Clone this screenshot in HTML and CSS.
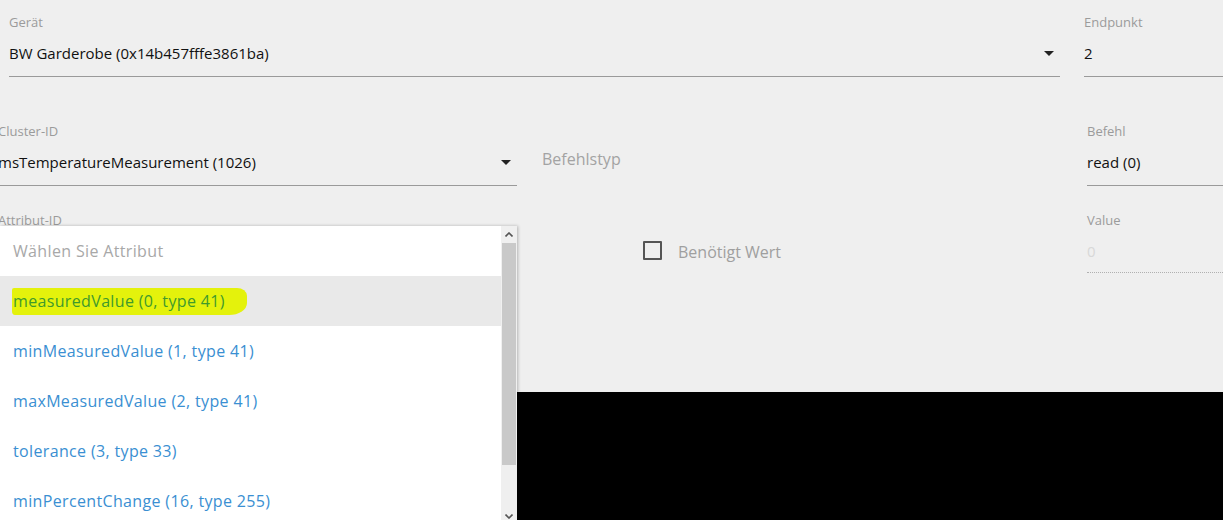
FILE: index.html
```html
<!DOCTYPE html>
<html lang="de">
<head>
<meta charset="utf-8">
<link rel="stylesheet" href="styles.css">
</head>
<body>
<div class="page">
  <div class="row row1">
    <div class="field f-device">
      <div class="label">Gerät</div>
      <div class="select"><span class="value">BW Garderobe (0x14b457fffe3861ba)</span><span class="caret"></span></div>
    </div>
    <div class="field f-endpoint">
      <div class="label">Endpunkt</div>
      <div class="select"><span class="value">2</span></div>
    </div>
  </div>

  <div class="row row2">
    <div class="field f-cluster">
      <div class="label">Cluster-ID</div>
      <div class="select"><span class="value">msTemperatureMeasurement (1026)</span><span class="caret"></span></div>
    </div>
    <div class="cmdtype">Befehlstyp</div>
    <div class="field f-right">
      <div class="label">Befehl</div>
      <div class="select"><span class="value">read (0)</span></div>
    </div>
  </div>

  <div class="row row3">
    <div class="field f-cluster">
      <div class="label">Attribut-ID</div>
    </div>
    <div class="check">
      <span class="box"></span>
      <span class="check-label">Benötigt Wert</span>
    </div>
    <div class="field f-right">
      <div class="label">Value</div>
      <div class="select dotted"><span class="value disabled">0</span></div>
    </div>
  </div>

  <div class="black"></div>

  <div class="dropdown">
    <ul class="list">
      <li class="item placeholder">Wählen Sie Attribut</li>
      <li class="item active"><span class="mark">measuredValue (0, type 41)</span></li>
      <li class="item">minMeasuredValue (1, type 41)</li>
      <li class="item">maxMeasuredValue (2, type 41)</li>
      <li class="item">tolerance (3, type 33)</li>
      <li class="item">minPercentChange (16, type 255)</li>
    </ul>
    <div class="scrollbar">
      <div class="sb-btn up"><svg width="8" height="5" viewBox="0 0 8 5"><path d="M0.5 4.5 L4 1 L7.5 4.5" fill="none" stroke="#555" stroke-width="1.6"/></svg></div>
      <div class="sb-thumb"></div>
      <div class="sb-track"></div>
      <div class="sb-btn down"><svg width="8" height="5" viewBox="0 0 8 5"><path d="M0.5 0.5 L4 4 L7.5 0.5" fill="none" stroke="#555" stroke-width="1.6"/></svg></div>
    </div>
  </div>
</div>
</body>
</html>
```

FILE: styles.css
```css
* { box-sizing: border-box; }
html, body { margin: 0; padding: 0; }
body {
  background: #efefef;
  font-family: "Open Sans", "Noto Sans", "DejaVu Sans", sans-serif;
}
.page {
  position: relative;
  width: 1223px;
  height: 520px;
  overflow: hidden;
  background: #efefef;
}
.row {
  display: flex;
  align-items: flex-start;
}
.row1 { padding-top: 14px; padding-left: 9px; }
.row2 { padding-top: 46px; }
.row3 { padding-top: 26px; height: 206px; }

.field { flex: none; }
.label {
  font-size: 13px;
  line-height: 16px;
  color: #9b9b9b;
  white-space: nowrap;
}
.select {
  position: relative;
  height: 47px;
  padding-top: 13px;
  border-bottom: 1px solid #9a9a9a;
  display: flex;
  align-items: flex-start;
}
.select.dotted { border-bottom: 1px dotted #b0b0b0; height: 45px; }
.value {
  font-size: 15px;
  line-height: 20px;
  color: #111;
  white-space: nowrap;
}
.value.disabled { color: #d8d8d8; }
.caret {
  margin-left: auto;
  margin-right: 6px;
  margin-top: 8px;
  width: 0; height: 0;
  border-left: 5px solid transparent;
  border-right: 5px solid transparent;
  border-top: 5px solid #222;
}
.f-device { width: 1051px; }
.f-endpoint { width: 150px; margin-left: 24px; }
.f-cluster { width: 519px; margin-left: -2px; }
.f-right { width: 140px; margin-left: auto; margin-right: -4px; }

.cmdtype {
  margin-left: 25px;
  margin-top: 26px;
  font-size: 16px;
  line-height: 20px;
  color: #a3a3a3;
}
.check {
  display: flex;
  align-items: center;
  margin-left: 126px;
  margin-top: 26px;
}
.box {
  width: 19px; height: 19px;
  border: 2px solid #555;
  border-radius: 1px;
}
.check-label {
  margin-left: 16px;
  margin-top: 4px;
  font-size: 16px;
  color: #9f9f9f;
  line-height: 20px;
}

.black {
  height: 128px;
  background: #000;
}

.dropdown {
  position: absolute;
  left: 0;
  top: 226px;
  width: 517px;
  height: 300px;
  background: #fff;
  display: flex;
  box-shadow: 1px 0 3px rgba(0,0,0,0.25);
}
.list {
  list-style: none;
  margin: 0;
  padding: 0;
  width: 501px;
}
.item {
  height: 50px;
  padding-left: 13px;
  display: flex;
  align-items: center;
  font-size: 16px;
  letter-spacing: 0.35px;
  color: #3a8fd2;
  white-space: nowrap;
}
.item.placeholder { color: #a8a8a8; }
.item.active { background: #e9e9e9; }
.mark {
  margin-left: -1px;
  padding: 2px 22px 3px 1px;
  background: #e4f20c;
  color: #3f9a2c;
  border-radius: 2px 10px 18px 3px / 2px 8px 12px 4px;
}
.scrollbar {
  width: 16px;
  display: flex;
  flex-direction: column;
  background: #f0f0f0;
}
.sb-btn {
  height: 17px;
  display: flex;
  align-items: center;
  justify-content: center;
  flex: none;
}
.sb-btn.down { height: 16px; align-items: flex-start; padding-top: 4px; }
.sb-thumb { height: 222px; background: #c9c9c9; flex: none; margin: 0 1px; }
.sb-track { flex: 1; background: #efefef; }
```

====

All the material shown above is to be copied exactly, with no pictures carried over.

Clone this screenshot in HTML and CSS.
FILE: index.html
```html
<!DOCTYPE html>
<html lang="de">
<head>
<meta charset="utf-8">
<link rel="stylesheet" href="styles.css">
</head>
<body>
<div class="page">
  <div class="row row1">
    <div class="field f-device">
      <div class="label">Gerät</div>
      <div class="select"><span class="value">BW Garderobe (0x14b457fffe3861ba)</span><span class="caret"></span></div>
    </div>
    <div class="field f-endpoint">
      <div class="label">Endpunkt</div>
      <div class="select"><span class="value">2</span></div>
    </div>
  </div>

  <div class="row row2">
    <div class="field f-cluster">
      <div class="label">Cluster-ID</div>
      <div class="select"><span class="value">msTemperatureMeasurement (1026)</span><span class="caret"></span></div>
    </div>
    <div class="cmdtype">Befehlstyp</div>
    <div class="field f-right">
      <div class="label">Befehl</div>
      <div class="select"><span class="value">read (0)</span></div>
    </div>
  </div>

  <div class="row row3">
    <div class="field f-cluster">
      <div class="label">Attribut-ID</div>
    </div>
    <div class="check">
      <span class="box"></span>
      <span class="check-label">Benötigt Wert</span>
    </div>
    <div class="field f-right">
      <div class="label">Value</div>
      <div class="select dotted"><span class="value disabled">0</span></div>
    </div>
  </div>

  <div class="black"></div>

  <div class="dropdown">
    <ul class="list">
      <li class="item placeholder">Wählen Sie Attribut</li>
      <li class="item active"><span class="mark">measuredValue (0, type 41)</span></li>
      <li class="item">minMeasuredValue (1, type 41)</li>
      <li class="item">maxMeasuredValue (2, type 41)</li>
      <li class="item">tolerance (3, type 33)</li>
      <li class="item">minPercentChange (16, type 255)</li>
    </ul>
    <div class="scrollbar">
      <div class="sb-btn up"><svg width="8" height="5" viewBox="0 0 8 5"><path d="M0.5 4.5 L4 1 L7.5 4.5" fill="none" stroke="#555" stroke-width="1.6"/></svg></div>
      <div class="sb-thumb"></div>
      <div class="sb-track"></div>
      <div class="sb-btn down"><svg width="8" height="5" viewBox="0 0 8 5"><path d="M0.5 0.5 L4 4 L7.5 0.5" fill="none" stroke="#555" stroke-width="1.6"/></svg></div>
    </div>
  </div>
</div>
</body>
</html>
```

FILE: styles.css
```css
* { box-sizing: border-box; }
html, body { margin: 0; padding: 0; }
body {
  background: #efefef;
  font-family: "Open Sans", "Noto Sans", "DejaVu Sans", sans-serif;
}
.page {
  position: relative;
  width: 1223px;
  height: 520px;
  overflow: hidden;
  background: #efefef;
}
.row {
  display: flex;
  align-items: flex-start;
}
.row1 { padding-top: 14px; padding-left: 9px; }
.row2 { padding-top: 46px; }
.row3 { padding-top: 26px; height: 206px; }

.field { flex: none; }
.label {
  font-size: 13px;
  line-height: 16px;
  color: #9b9b9b;
  white-space: nowrap;
}
.select {
  position: relative;
  height: 47px;
  padding-top: 13px;
  border-bottom: 1px solid #9a9a9a;
  display: flex;
  align-items: flex-start;
}
.select.dotted { border-bottom: 1px dotted #b0b0b0; height: 45px; }
.value {
  font-size: 15px;
  line-height: 20px;
  color: #111;
  white-space: nowrap;
}
.value.disabled { color: #d8d8d8; }
.caret {
  margin-left: auto;
  margin-right: 6px;
  margin-top: 8px;
  width: 0; height: 0;
  border-left: 5px solid transparent;
  border-right: 5px solid transparent;
  border-top: 5px solid #222;
}
.f-device { width: 1051px; }
.f-endpoint { width: 150px; margin-left: 24px; }
.f-cluster { width: 519px; margin-left: -2px; }
.f-right { width: 140px; margin-left: auto; margin-right: -4px; }

.cmdtype {
  margin-left: 25px;
  margin-top: 26px;
  font-size: 16px;
  line-height: 20px;
  color: #a3a3a3;
}
.check {
  display: flex;
  align-items: center;
  margin-left: 126px;
  margin-top: 26px;
}
.box {
  width: 19px; height: 19px;
  border: 2px solid #555;
  border-radius: 1px;
}
.check-label {
  margin-left: 16px;
  margin-top: 4px;
  font-size: 16px;
  color: #9f9f9f;
  line-height: 20px;
}

.black {
  height: 128px;
  background: #000;
}

.dropdown {
  position: absolute;
  left: 0;
  top: 226px;
  width: 517px;
  height: 300px;
  background: #fff;
  display: flex;
  box-shadow: 1px 0 3px rgba(0,0,0,0.25);
}
.list {
  list-style: none;
  margin: 0;
  padding: 0;
  width: 501px;
}
.item {
  height: 50px;
  padding-left: 13px;
  display: flex;
  align-items: center;
  font-size: 16px;
  letter-spacing: 0.35px;
  color: #3a8fd2;
  white-space: nowrap;
}
.item.placeholder { color: #a8a8a8; }
.item.active { background: #e9e9e9; }
.mark {
  margin-left: -1px;
  padding: 2px 22px 3px 1px;
  background: #e4f20c;
  color: #3f9a2c;
  border-radius: 2px 10px 18px 3px / 2px 8px 12px 4px;
}
.scrollbar {
  width: 16px;
  display: flex;
  flex-direction: column;
  background: #f0f0f0;
}
.sb-btn {
  height: 17px;
  display: flex;
  align-items: center;
  justify-content: center;
  flex: none;
}
.sb-btn.down { height: 16px; align-items: flex-start; padding-top: 4px; }
.sb-thumb { height: 222px; background: #c9c9c9; flex: none; margin: 0 1px; }
.sb-track { flex: 1; background: #efefef; }
```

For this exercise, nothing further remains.